「合田佐和子 90度のまなざし」展

昨日より、森岡書店銀座店にて「合田佐和子 90度のまなざし」展が始まりました。
『90度のまなざし』は合田さんが生涯にわたって書いた文章から80余本をセレクトした本、今年1月、合田佐和子さんの1周忌に合わせて刊行しました。
そして昨日は巖谷國士さんの講演と岡安圭子さんの朗読の会がおこなわれました。
講演の最初のほうで巖谷さんがおっしゃったのは、同時期に武田百合子さんの遺稿集が刊行されたことを振り返り、武田百合子はもちろん戦後を代表する文章家であるが、合田佐和子の文章も「本物の文章」である、このふたりに共通しているのは「見る人」、「目の人」であったということだ、ということでした。その後、瀧口修造さん宅で合田作品を初めて見たときのこと、合田さんが移住したエジプトの光、制作と生活が渾然一体となった鎌倉の住まいの清々しさなど多くのエピソードを紹介しながら、合田さんが言っていた「レンズ効果」、そこにこめられた「見ること」の意味へと、語りの時間が過ぎていきました。

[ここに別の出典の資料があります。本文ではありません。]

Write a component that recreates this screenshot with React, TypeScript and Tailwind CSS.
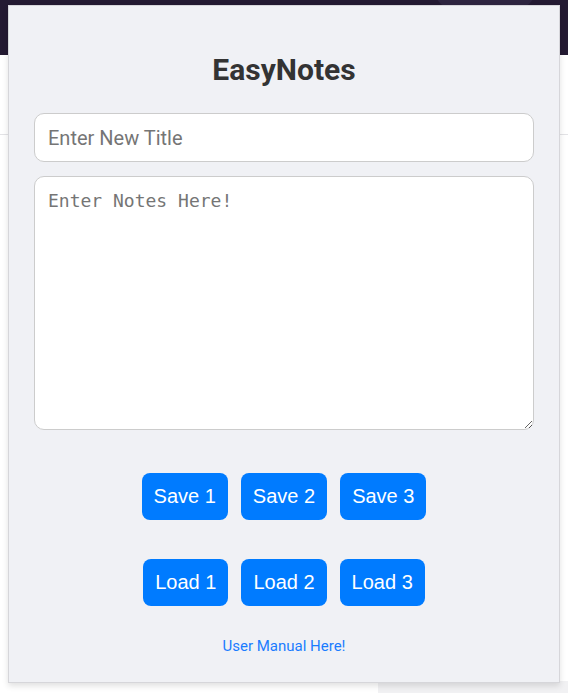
import { useState } from "react";

export default function App() {
  const [title, setTitle] = useState("");
  const [notes, setNotes] = useState("");

  const slots = [1, 2, 3];

  return (
    <div className="relative w-[568px] h-[693px] overflow-hidden bg-white">
      {/* page behind the popup */}
      <div className="relative h-[55px] bg-[#241a32] overflow-hidden">
        <div className="absolute left-[430px] top-[-60px] w-[110px] h-[75px] rounded-full bg-[#2e2540]" />
      </div>
      <div className="h-[80px] border-b border-[#e3e3e6]" />
      <div className="absolute right-0 bottom-0 w-[190px] h-[12px] bg-[#f1f1f3]" />

      {/* popup */}
      <div className="absolute left-[8px] top-[5px] w-[552px] h-[678px] border border-[#d6d6da] bg-[#f0f1f5] shadow-[0_3px_6px_rgba(0,0,0,0.12)] px-[25px] pt-[48px] flex flex-col items-center font-['Roboto',sans-serif]">
        <h1 className="text-[30px] leading-[32px] font-bold text-[#333333]">EasyNotes</h1>

        <input
          className="mt-[27px] w-full h-[49px] rounded-[10px] border border-[#cccccc] bg-white px-[13px] text-[20px] text-[#333] placeholder:text-[#757575] outline-none font-['Roboto',sans-serif]"
          placeholder="Enter New Title"
          value={title}
          onChange={(e) => setTitle(e.target.value)}
        />

        <textarea
          className="mt-[14px] w-full h-[254px] rounded-[10px] border border-[#cccccc] bg-white px-[13px] py-[13px] text-[18px] leading-[22px] text-[#333] placeholder:text-[#757575] outline-none font-['DejaVu_Sans_Mono',monospace]"
          placeholder="Enter Notes Here!"
          value={notes}
          onChange={(e) => setNotes(e.target.value)}
        />

        <div className="mt-[43px] flex gap-[13px]">
          {slots.map((n) => (
            <button
              key={"s" + n}
              className="h-[47px] px-3 rounded-[8px] bg-[#007bff] text-white text-[20px] leading-[23px] font-['Liberation_Sans',Arial,sans-serif]"
            >
              Save {n}
            </button>
          ))}
        </div>

        <div className="mt-[39px] flex gap-[13px]">
          {slots.map((n) => (
            <button
              key={"l" + n}
              className="h-[47px] px-3 rounded-[8px] bg-[#007bff] text-white text-[20px] leading-[23px] font-['Liberation_Sans',Arial,sans-serif]"
            >
              Load {n}
            </button>
          ))}
        </div>

        <a href="#" className="mt-[31px] text-[15px] leading-[18px] text-[#1a7cff]">
          User Manual Here!
        </a>
      </div>
    </div>
  );
}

そして最後に、巖谷さんは「合田佐和子は闘った人だった、ときにはケタケタと笑いながら、周りを怒鳴りつけながら、男性原理で貫かれている既成の美術界、日本のありかたにまったく媚びないで、無視して、ひとりで闘いながら駆け抜けていった」とおっしゃいます。これは合田さんへの冷静な批評にして最大の賛辞であると同時に、今なお闘い続けておられる巖谷さんご自身のことであり、年下の私たちへの「もっと闘いなさい」というメッセージだと思います。
森岡書店に展示・販売されているのは、中上健次「軽蔑」連載時の挿絵として描かれた(そして掲載されなかった)眼玉の鉛筆画のシリーズ、そして「ロゼッタギャラクシー」の油彩です。会期は10日まで、夜8時までやっています。合田さんの「眼」に囲まれた空間へ、ぜひおいでください。




先月刊行された平凡社コロナ・ブックス「合田佐和子 光へ向かう旅」と一緒にどうぞ。